La résistance passe par les femmes

Mais la mobilisation était beaucoup plus générale. C’est sur le terrain politique que les militantes se sont placées : « L’objectif du jour est d’enregistrer des centaines de milliers d’électeurs à travers les Etats-Unis ». Le but est clair : assurer la défaite politique du camp Trump lors des élections de mi-mandat dans moins d’un an. Les féministes trouvent à leur côté, les villes contre le réchauffement climatique, le mouvement Black lives maters, les femmes d’Hollywood et une mobilisation inédite des musiciens… Bernie Sanders en avait eu l’intuition : l’alternative et l’énergie du changement viendra de la société américaine.

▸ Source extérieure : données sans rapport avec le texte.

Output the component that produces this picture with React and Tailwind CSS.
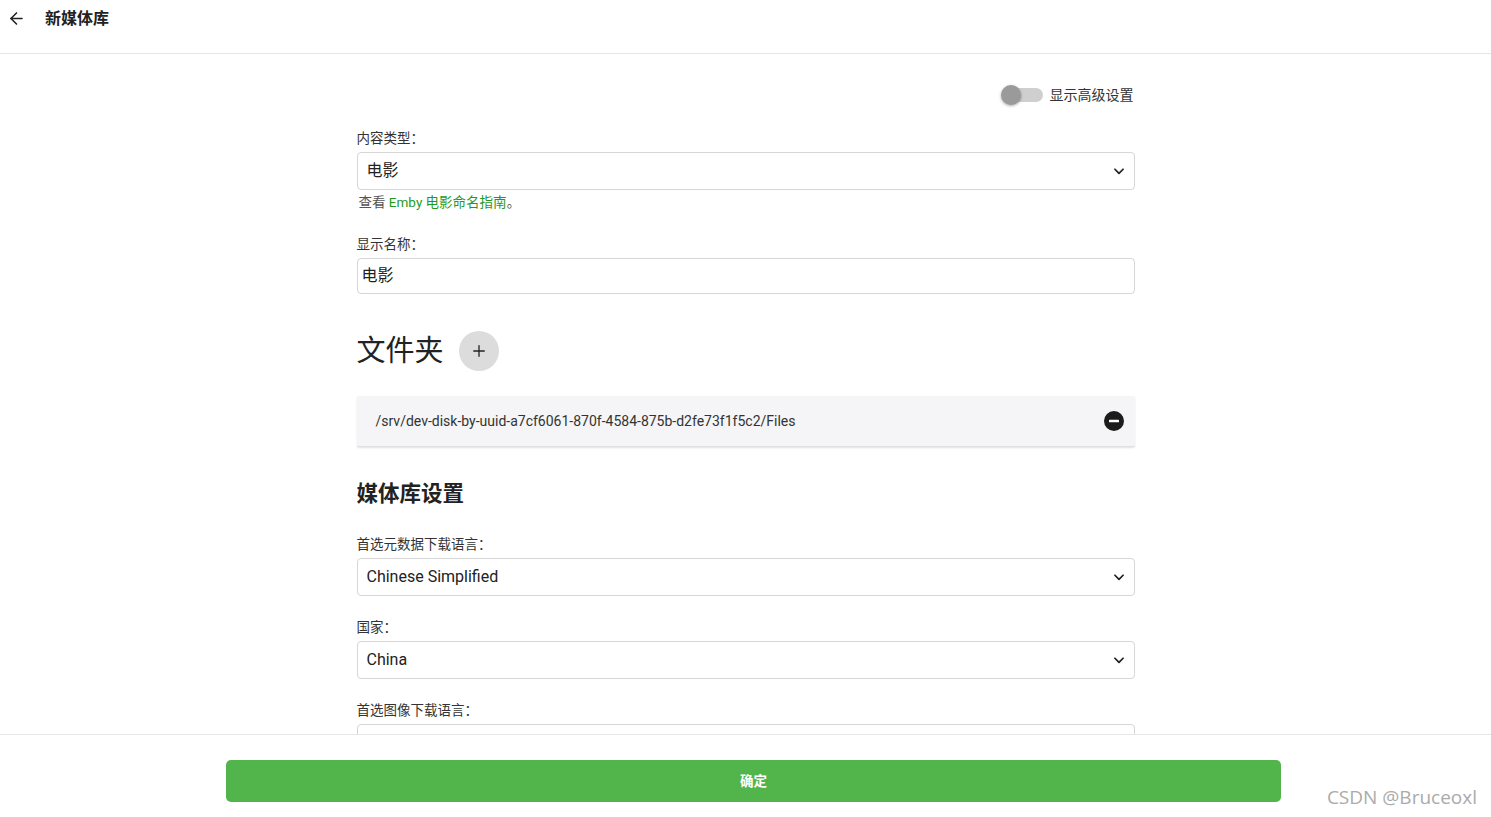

De notre côté de l’Atlantique, le président Macron déroule son programme avec une énergie tout aussi débridée. Sa politique accumule les raisons de s’opposer. Tapis rouge pour les dirigeants autoritaires de ce monde. Diner de gala pour les patrons multimilliardaires des multinationales en escale à Versailles avant Davos. Mise en cause du service public français de l’audiovisuel et annonce un tribunal de la vérité contre les « fausses nouvelles ». Installation dans l’ordre ordinaire des mesures d’exceptions de l’état d’urgence. Facilitation des licenciements collectifs à grande échelle. Mesures fiscales pour les plus riches acteurs de la finance. Politique immorale à l’endroit des migrants.

Des deux côtés de l’Atlantique, la contestation en actes

Cette liste donne le tournis par ses similitudes avec l’agenda ultra-libéral du président peroxydé. Comme aux États-Unis, c’est la société qui prend le devant de la contestation. La semaine qui vient de s’achever a été marquée par la victoire des zadistes qui ont su inventer les formes d’une résistance pour tenir bon contre l’aéroport du bocage et pour un autre monde. Elle marquera peut-être un tournant avec l’émergence d’un front opposé à la politique migratoire du pouvoir. On se souvent qu’en 1997, l’appel des cinéastes en faveur de la régularisation des sans-papiers avait couté très cher à Chirac et ses sbires. Là encore, c’est l’alliance des associations, des intellectuels et des artistes qui assurent son retentissement à cette mobilisation montante. Ils ont mis sur le devant le refus de cette honte française : l’inhumanité d’Etat à l’endroit des migrants et des réfugiés.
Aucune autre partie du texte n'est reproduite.